Hannie Schaft had een vaste overtuiging. Ze wilde dat Nederland weer een democratie werd, waar iedereen in vrede kan leven en waar discriminatie en racisme niet bestaan. Zij heeft er aan meegeholpen dat Nederland nu weer een land is zonder oorlog. Waarin iedereen, zoals je nu ook hier om ons heen ziet, vrij kan rondlopen, zonder bang te hoeven zijn. Het is voor ons zo vanzelfsprekend, maar er is eigenlijk alle reden om er trots op te zijn. Er zijn niet zo veel landen op de wereld waar je zo in vrijheid en welvaart kan leven als in Nederland: met een dak boven je hoofd en elke dag eten op tafel. En waar je niet wordt opgepakt omdat je anders denkt dan de rest, of een ander geloof hebt – zoals toen met de Joden gebeurde.
Eigenlijk zouden we daar elke dag blij om moeten zijn. In elk geval is het belangrijk dat we ons verzetten tegen alles wat dat leven in vrijheid en die democratie bedreigt. Zoals discriminatie en racisme. Iedereen heeft recht op dezelfde kansen in het leven – wat ook je geloof is, of de kleur van je huid en waar je ook vandaan komt. Kansen om je talenten te gebruiken om je dromen waar te maken. Of je nou voetballer wilt worden of buschauffeur, of je kapster wil worden of minister. Dat is de basis van een rechtvaardige samenleving, zoals we die in Nederland hebben en graag willen houden.
Ook jongeren moeten dat heel goed weten. Zo dapper als Hannie Schaft hoeven we in deze tijd gelukkig niet te zijn. Maar alle mensen, ook kinderen, moeten soms wel zo dapper zijn om er iets van te zeggen als er iets onrechtvaardigs gebeurt. Als je ziet dat een kind gepest wordt – op school, of bij het chatten op Internet. Zeg er wat van. Denk niet: het gaat niet om mij. Bedenk dat het uiteindelijk voor niemand leuk is om op een school te zitten waar kinderen gepest worden. Zoals het uiteindelijk voor niemand prettig is om te leven in een land waar een deel van de mensen gediscrimineerd wordt.

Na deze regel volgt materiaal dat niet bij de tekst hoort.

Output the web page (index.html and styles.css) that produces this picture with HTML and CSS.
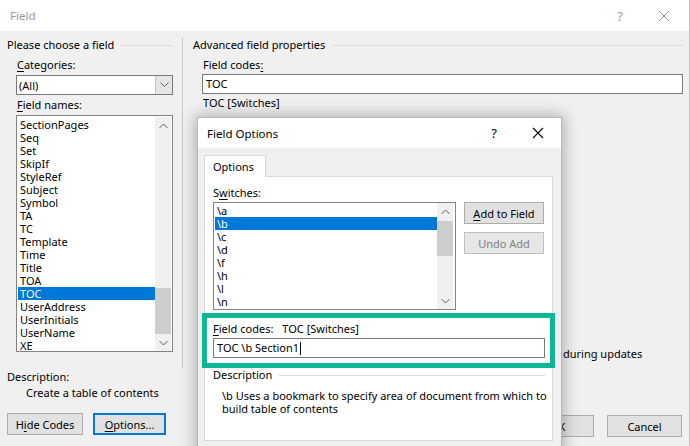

Ik kom terug bij Hannie Schaft, want voor haar is dit monument als eerbetoon. Sinds dit jaar bestaat er voor haar nog een tweede, heel bijzonder eerbetoon. Zes weken geleden, op 22 januari om precies te zijn – is er ook een planeet naar haar genoemd. Het is maar een kleine planeet – twee kilometer doorsnee – maar hij is ontdekt door een Nederlandse astronoom en het zijn ook twee Nederlandse astronomen die hem deze naam hebben gegeven. Zo wordt Hannie Schaft niet alleen op aarde, maar zelfs in de ruimte geëerd.

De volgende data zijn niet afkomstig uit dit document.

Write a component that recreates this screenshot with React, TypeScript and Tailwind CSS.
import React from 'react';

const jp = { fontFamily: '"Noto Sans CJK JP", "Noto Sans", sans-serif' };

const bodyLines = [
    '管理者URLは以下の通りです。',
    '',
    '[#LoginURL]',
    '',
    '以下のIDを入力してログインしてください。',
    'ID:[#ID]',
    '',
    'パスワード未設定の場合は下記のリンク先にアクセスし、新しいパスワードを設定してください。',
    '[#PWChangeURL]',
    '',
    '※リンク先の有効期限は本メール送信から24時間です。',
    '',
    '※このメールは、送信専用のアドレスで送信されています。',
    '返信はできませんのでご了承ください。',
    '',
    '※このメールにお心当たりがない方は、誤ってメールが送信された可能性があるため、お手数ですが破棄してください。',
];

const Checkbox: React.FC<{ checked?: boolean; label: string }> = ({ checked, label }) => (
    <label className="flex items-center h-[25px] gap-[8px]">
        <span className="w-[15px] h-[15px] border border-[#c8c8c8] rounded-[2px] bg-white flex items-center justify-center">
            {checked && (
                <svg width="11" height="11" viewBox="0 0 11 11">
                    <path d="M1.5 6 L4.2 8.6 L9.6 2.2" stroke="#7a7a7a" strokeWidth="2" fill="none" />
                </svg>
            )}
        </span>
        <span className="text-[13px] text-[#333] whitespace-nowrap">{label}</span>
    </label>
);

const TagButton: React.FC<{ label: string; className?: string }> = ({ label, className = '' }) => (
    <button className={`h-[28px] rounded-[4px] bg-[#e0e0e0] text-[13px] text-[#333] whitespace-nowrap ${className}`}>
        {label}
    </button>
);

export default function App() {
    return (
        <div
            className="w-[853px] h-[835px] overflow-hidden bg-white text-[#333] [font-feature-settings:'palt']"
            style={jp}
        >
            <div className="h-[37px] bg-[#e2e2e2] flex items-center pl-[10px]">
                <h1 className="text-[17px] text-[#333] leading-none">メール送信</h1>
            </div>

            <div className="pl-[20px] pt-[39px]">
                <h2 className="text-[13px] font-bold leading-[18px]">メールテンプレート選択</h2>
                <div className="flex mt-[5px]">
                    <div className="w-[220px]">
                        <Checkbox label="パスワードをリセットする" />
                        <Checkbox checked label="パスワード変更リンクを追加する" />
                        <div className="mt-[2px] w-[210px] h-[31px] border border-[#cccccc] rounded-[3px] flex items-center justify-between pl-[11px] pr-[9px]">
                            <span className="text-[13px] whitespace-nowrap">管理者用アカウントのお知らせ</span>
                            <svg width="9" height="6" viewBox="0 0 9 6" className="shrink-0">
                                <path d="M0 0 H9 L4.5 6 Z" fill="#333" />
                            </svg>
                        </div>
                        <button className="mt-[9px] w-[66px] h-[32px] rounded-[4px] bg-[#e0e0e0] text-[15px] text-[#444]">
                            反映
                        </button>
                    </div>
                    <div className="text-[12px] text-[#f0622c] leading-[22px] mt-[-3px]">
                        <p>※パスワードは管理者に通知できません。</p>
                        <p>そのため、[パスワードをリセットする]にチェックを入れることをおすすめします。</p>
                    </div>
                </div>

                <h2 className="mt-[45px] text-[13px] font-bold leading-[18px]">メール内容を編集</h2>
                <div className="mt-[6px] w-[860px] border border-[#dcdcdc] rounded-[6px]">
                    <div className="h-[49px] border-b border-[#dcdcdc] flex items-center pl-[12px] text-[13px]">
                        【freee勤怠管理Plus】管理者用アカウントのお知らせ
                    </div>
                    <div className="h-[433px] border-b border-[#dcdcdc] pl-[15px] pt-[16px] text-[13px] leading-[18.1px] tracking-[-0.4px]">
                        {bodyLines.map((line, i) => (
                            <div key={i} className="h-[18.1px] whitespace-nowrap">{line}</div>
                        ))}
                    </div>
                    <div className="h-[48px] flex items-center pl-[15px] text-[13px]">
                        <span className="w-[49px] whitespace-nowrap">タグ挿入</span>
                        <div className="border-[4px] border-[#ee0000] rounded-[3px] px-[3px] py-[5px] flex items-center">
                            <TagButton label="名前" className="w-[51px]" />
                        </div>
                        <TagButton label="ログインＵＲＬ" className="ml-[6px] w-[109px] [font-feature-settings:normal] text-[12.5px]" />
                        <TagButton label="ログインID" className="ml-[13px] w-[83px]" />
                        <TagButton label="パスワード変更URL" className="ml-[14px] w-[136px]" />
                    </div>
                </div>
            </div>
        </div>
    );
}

En niet alleen in de werkelijkheid, maar ook in de literatuur. Na de oorlog heeft de schrijver Teun de Vries een roman over haar geschreven, Het meisje met het rode haar. Daar wil ik tot slot graag iets uit voorlezen. Halverwege dat boek staat beschreven hoe Jan Bonekamp en Hannie Schaft praten over hoe het zal zijn als de oorlog is afgelopen. Hij zegt: “Ik geloof dat de mensen die na ons komen nooit kunnen geloven hoe wij geleefd hebben. Hoe we met handgranaten op zak liepen en met revolvers omgingen als een monteur met zijn engelse sleutel. Hoe wij, vroeger zulke rustige burgers, gevangenissen overvielen en landverraders doodschoten.” “Maar ze zullen zich ook niet kunnen voorstellen wat landverraders zijn”, zei Hannie. “Ze kunnen zich niets voorstellen – de vervolging niet, de razzia’s niet, de kampen niet.” “En schietende meisjes niet”, zei hij. “Meisjes die eigenlijk hadden moeten studeren…. Maar ach, wat kunnen mij die mensen van 2000 eigenlijk schelen. Als ze maar vrij zijn. Als ze maar nergens bang voor hoeven zijn. Niet voor hun eten en niet voor oorlog. Voor mijn part denken ze dan nooit meer aan ons.”
Vandaag zijn we hier om te laten zien dat we nog wel aan hen denken. Omdat zij dingen hebben gedaan, die ze ook nooit van zichzelf hadden gedacht. En omdat we daar een voorbeeld aan mogen nemen.